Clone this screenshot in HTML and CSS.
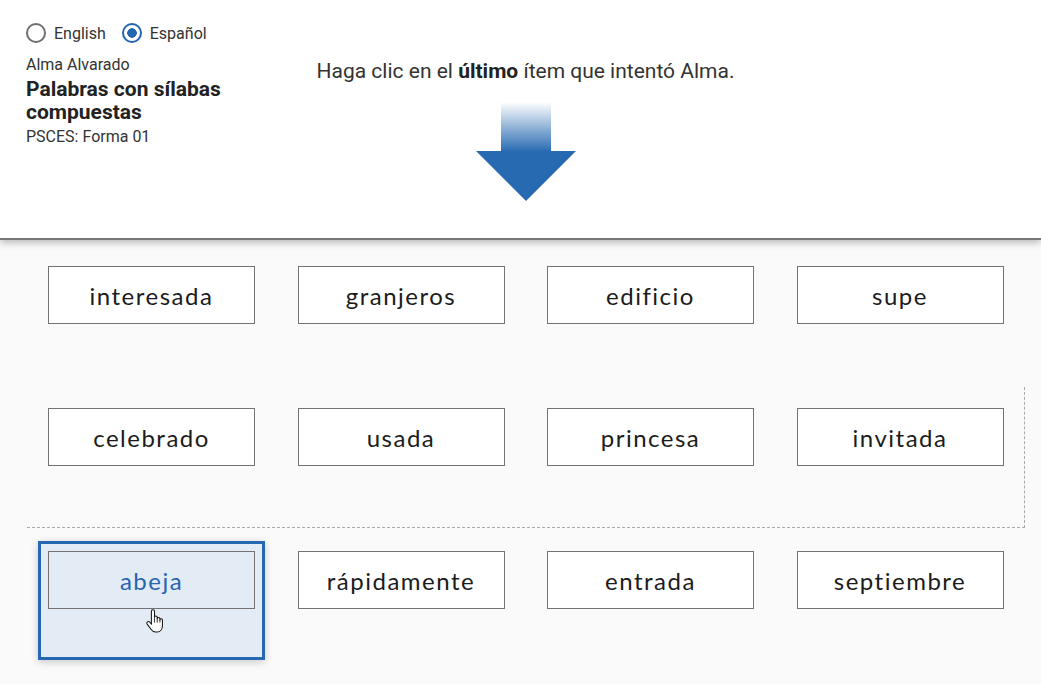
FILE: index.html
```html
<!DOCTYPE html>
<html>
<head lang="es">
    <meta charset="UTF-8">
    <title>Palabras con sílabas compuestas</title>
    <link rel="stylesheet" href="styles.css">
</head>
<body>
    <header class="top-bar">
        <div class="student-panel">
            <div class="lang-switch">
                <label class="lang-option"><span class="radio"></span>English</label>
                <label class="lang-option"><span class="radio radio-on"></span>Español</label>
            </div>
            <div class="student-name">Alma Alvarado</div>
            <h1 class="task-title">Palabras con sílabas compuestas</h1>
            <div class="task-form">PSCES: Forma 01</div>
        </div>
        <div class="prompt">
            <p class="prompt-text">Haga clic en el <b>último</b> ítem que intentó Alma.</p>
            <svg class="prompt-arrow" width="100" height="99" viewBox="0 0 100 99">
                <defs>
                    <linearGradient id="shaft" x1="0" y1="0" x2="0" y2="1">
                        <stop offset="0" stop-color="#ffffff"/>
                        <stop offset="1" stop-color="#276ab1"/>
                    </linearGradient>
                </defs>
                <rect x="25" y="0" width="50" height="50" fill="url(#shaft)"/>
                <polygon points="0,49 100,49 50,99" fill="#276ab1"/>
            </svg>
        </div>
    </header>

    <main class="board">
        <div class="row">
            <div class="item"><div class="word">interesada</div></div>
            <div class="item"><div class="word">granjeros</div></div>
            <div class="item"><div class="word">edificio</div></div>
            <div class="item"><div class="word">supe</div></div>
        </div>
        <div class="row row-current">
            <div class="item"><div class="word">celebrado</div></div>
            <div class="item"><div class="word">usada</div></div>
            <div class="item"><div class="word">princesa</div></div>
            <div class="item"><div class="word">invitada</div></div>
        </div>
        <div class="row row-last">
            <div class="item item-picked">
                <div class="word">abeja</div>
                <svg class="hand" width="19" height="24" viewBox="0 0 18 23">
                    <path d="M6 2.5C6 1.4 6.8 0.8 7.5 0.8C8.3 0.8 9 1.4 9 2.5V8C9 7.2 9.7 6.8 10.3 6.8C11 6.8 11.6 7.3 11.6 8.2V9.3C11.6 8.6 12.3 8.2 12.9 8.2C13.6 8.2 14.2 8.7 14.2 9.5V10.5C14.2 9.8 14.8 9.4 15.4 9.4C16.1 9.4 16.6 10 16.6 10.7V16C16.6 19.5 14.5 22 11.5 22H10C8 22 6.8 21 5.8 19.6L2 14.5C1.4 13.7 1.6 12.8 2.3 12.3C3 11.8 3.9 12 4.5 12.7L6 14.5Z" fill="#ffffff" stroke="#111111" stroke-width="1" stroke-linejoin="round"/>
                    <path d="M9 8.5V13M11.6 9.3V13M14.2 10.5V13" stroke="#111111" stroke-width="0.8" fill="none"/>
                </svg>
            </div>
            <div class="item"><div class="word">rápidamente</div></div>
            <div class="item"><div class="word">entrada</div></div>
            <div class="item"><div class="word">septiembre</div></div>
        </div>
    </main>
</body>
</html>
```

FILE: styles.css
```css
*{
    margin: 0;
    padding: 0;
    box-sizing: border-box;
}
body{
    background: #fafafa;
    font-family: Roboto, "Liberation Sans", sans-serif;
    color: #222;
    min-height: 100vh;
}
.top-bar{
    display: grid;
    height: 240px;
    padding-left: 10px;
    background: #fff;
    border-bottom: 2px solid #777;
    box-shadow: 0 2px 8px rgba(0,0,0,0.3);
    position: relative;
    z-index: 2;
}
.student-panel,
.prompt{
    grid-area: 1 / 1;
}
.student-panel{
    justify-self: start;
    margin-left: 16px;
    width: 240px;
    padding-top: 22px;
}
.lang-switch{
    display: flex;
    gap: 16px;
    height: 22px;
    align-items: center;
}
.lang-option{
    display: flex;
    align-items: center;
    gap: 8px;
    font-size: 16px;
    color: #333;
}
.radio{
    width: 20px;
    height: 20px;
    border: 2px solid #6f6f6f;
    border-radius: 50%;
}
.radio-on{
    border-color: #2566b0;
    background: radial-gradient(circle, #2566b0 4.5px, transparent 5px);
}
.student-name{
    margin-top: 12px;
    font-size: 16px;
    line-height: 18px;
    color: #333;
}
.task-title{
    margin-top: 4px;
    font-size: 21px;
    line-height: 23px;
    font-weight: bold;
    color: #222;
}
.task-form{
    margin-top: 4px;
    font-size: 16px;
    line-height: 18px;
    color: #333;
}
.prompt{
    justify-self: center;
    padding-top: 59px;
    text-align: center;
}
.prompt-text{
    font-size: 21px;
    line-height: 24px;
    color: #333;
}
.prompt-text b{
    color: #222;
}
.prompt-arrow{
    display: block;
    margin: 19px auto 0;
}
.board{
    padding-top: 5px;
}
.row{
    display: grid;
    grid-template-columns: repeat(4, 227px);
    column-gap: 22.5px;
    align-items: start;
    width: 998px;
    height: 142px;
    margin-left: 27px;
    padding: 11px 0 0 11px;
}
.row-current{
    height: 141px;
    border-right: 1px dashed #aaa;
    border-bottom: 1px dashed #aaa;
}
.row-last{
    padding-top: 13px;
}
.item{
    position: relative;
    height: 119px;
    padding: 7px;
    border: 3px solid transparent;
}
.item-picked{
    border-color: #2567b1;
    background: #e3ebf4;
    box-shadow: 0 2px 8px rgba(0,0,0,0.2);
}
.word{
    display: flex;
    align-items: center;
    justify-content: center;
    height: 58px;
    border: 1px solid #737373;
    background: #fff;
    font-family: Lato, "Noto Sans", sans-serif;
    font-size: 24px;
    letter-spacing: 1.5px;
    color: #1c1c1c;
}
.item-picked .word{
    background: transparent;
    color: #2566b0;
}
.hand{
    position: absolute;
    left: 104px;
    top: 65px;
}
```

+ + + + + + +

#### Goal
Using the material above, set down every line exactly, but skip the pictures.

#### Task response
Clone this screenshot in HTML and CSS.
FILE: index.html
```html
<!DOCTYPE html>
<html>
<head lang="es">
    <meta charset="UTF-8">
    <title>Palabras con sílabas compuestas</title>
    <link rel="stylesheet" href="styles.css">
</head>
<body>
    <header class="top-bar">
        <div class="student-panel">
            <div class="lang-switch">
                <label class="lang-option"><span class="radio"></span>English</label>
                <label class="lang-option"><span class="radio radio-on"></span>Español</label>
            </div>
            <div class="student-name">Alma Alvarado</div>
            <h1 class="task-title">Palabras con sílabas compuestas</h1>
            <div class="task-form">PSCES: Forma 01</div>
        </div>
        <div class="prompt">
            <p class="prompt-text">Haga clic en el <b>último</b> ítem que intentó Alma.</p>
            <svg class="prompt-arrow" width="100" height="99" viewBox="0 0 100 99">
                <defs>
                    <linearGradient id="shaft" x1="0" y1="0" x2="0" y2="1">
                        <stop offset="0" stop-color="#ffffff"/>
                        <stop offset="1" stop-color="#276ab1"/>
                    </linearGradient>
                </defs>
                <rect x="25" y="0" width="50" height="50" fill="url(#shaft)"/>
                <polygon points="0,49 100,49 50,99" fill="#276ab1"/>
            </svg>
        </div>
    </header>

    <main class="board">
        <div class="row">
            <div class="item"><div class="word">interesada</div></div>
            <div class="item"><div class="word">granjeros</div></div>
            <div class="item"><div class="word">edificio</div></div>
            <div class="item"><div class="word">supe</div></div>
        </div>
        <div class="row row-current">
            <div class="item"><div class="word">celebrado</div></div>
            <div class="item"><div class="word">usada</div></div>
            <div class="item"><div class="word">princesa</div></div>
            <div class="item"><div class="word">invitada</div></div>
        </div>
        <div class="row row-last">
            <div class="item item-picked">
                <div class="word">abeja</div>
                <svg class="hand" width="19" height="24" viewBox="0 0 18 23">
                    <path d="M6 2.5C6 1.4 6.8 0.8 7.5 0.8C8.3 0.8 9 1.4 9 2.5V8C9 7.2 9.7 6.8 10.3 6.8C11 6.8 11.6 7.3 11.6 8.2V9.3C11.6 8.6 12.3 8.2 12.9 8.2C13.6 8.2 14.2 8.7 14.2 9.5V10.5C14.2 9.8 14.8 9.4 15.4 9.4C16.1 9.4 16.6 10 16.6 10.7V16C16.6 19.5 14.5 22 11.5 22H10C8 22 6.8 21 5.8 19.6L2 14.5C1.4 13.7 1.6 12.8 2.3 12.3C3 11.8 3.9 12 4.5 12.7L6 14.5Z" fill="#ffffff" stroke="#111111" stroke-width="1" stroke-linejoin="round"/>
                    <path d="M9 8.5V13M11.6 9.3V13M14.2 10.5V13" stroke="#111111" stroke-width="0.8" fill="none"/>
                </svg>
            </div>
            <div class="item"><div class="word">rápidamente</div></div>
            <div class="item"><div class="word">entrada</div></div>
            <div class="item"><div class="word">septiembre</div></div>
        </div>
    </main>
</body>
</html>
```

FILE: styles.css
```css
*{
    margin: 0;
    padding: 0;
    box-sizing: border-box;
}
body{
    background: #fafafa;
    font-family: Roboto, "Liberation Sans", sans-serif;
    color: #222;
    min-height: 100vh;
}
.top-bar{
    display: grid;
    height: 240px;
    padding-left: 10px;
    background: #fff;
    border-bottom: 2px solid #777;
    box-shadow: 0 2px 8px rgba(0,0,0,0.3);
    position: relative;
    z-index: 2;
}
.student-panel,
.prompt{
    grid-area: 1 / 1;
}
.student-panel{
    justify-self: start;
    margin-left: 16px;
    width: 240px;
    padding-top: 22px;
}
.lang-switch{
    display: flex;
    gap: 16px;
    height: 22px;
    align-items: center;
}
.lang-option{
    display: flex;
    align-items: center;
    gap: 8px;
    font-size: 16px;
    color: #333;
}
.radio{
    width: 20px;
    height: 20px;
    border: 2px solid #6f6f6f;
    border-radius: 50%;
}
.radio-on{
    border-color: #2566b0;
    background: radial-gradient(circle, #2566b0 4.5px, transparent 5px);
}
.student-name{
    margin-top: 12px;
    font-size: 16px;
    line-height: 18px;
    color: #333;
}
.task-title{
    margin-top: 4px;
    font-size: 21px;
    line-height: 23px;
    font-weight: bold;
    color: #222;
}
.task-form{
    margin-top: 4px;
    font-size: 16px;
    line-height: 18px;
    color: #333;
}
.prompt{
    justify-self: center;
    padding-top: 59px;
    text-align: center;
}
.prompt-text{
    font-size: 21px;
    line-height: 24px;
    color: #333;
}
.prompt-text b{
    color: #222;
}
.prompt-arrow{
    display: block;
    margin: 19px auto 0;
}
.board{
    padding-top: 5px;
}
.row{
    display: grid;
    grid-template-columns: repeat(4, 227px);
    column-gap: 22.5px;
    align-items: start;
    width: 998px;
    height: 142px;
    margin-left: 27px;
    padding: 11px 0 0 11px;
}
.row-current{
    height: 141px;
    border-right: 1px dashed #aaa;
    border-bottom: 1px dashed #aaa;
}
.row-last{
    padding-top: 13px;
}
.item{
    position: relative;
    height: 119px;
    padding: 7px;
    border: 3px solid transparent;
}
.item-picked{
    border-color: #2567b1;
    background: #e3ebf4;
    box-shadow: 0 2px 8px rgba(0,0,0,0.2);
}
.word{
    display: flex;
    align-items: center;
    justify-content: center;
    height: 58px;
    border: 1px solid #737373;
    background: #fff;
    font-family: Lato, "Noto Sans", sans-serif;
    font-size: 24px;
    letter-spacing: 1.5px;
    color: #1c1c1c;
}
.item-picked .word{
    background: transparent;
    color: #2566b0;
}
.hand{
    position: absolute;
    left: 104px;
    top: 65px;
}
```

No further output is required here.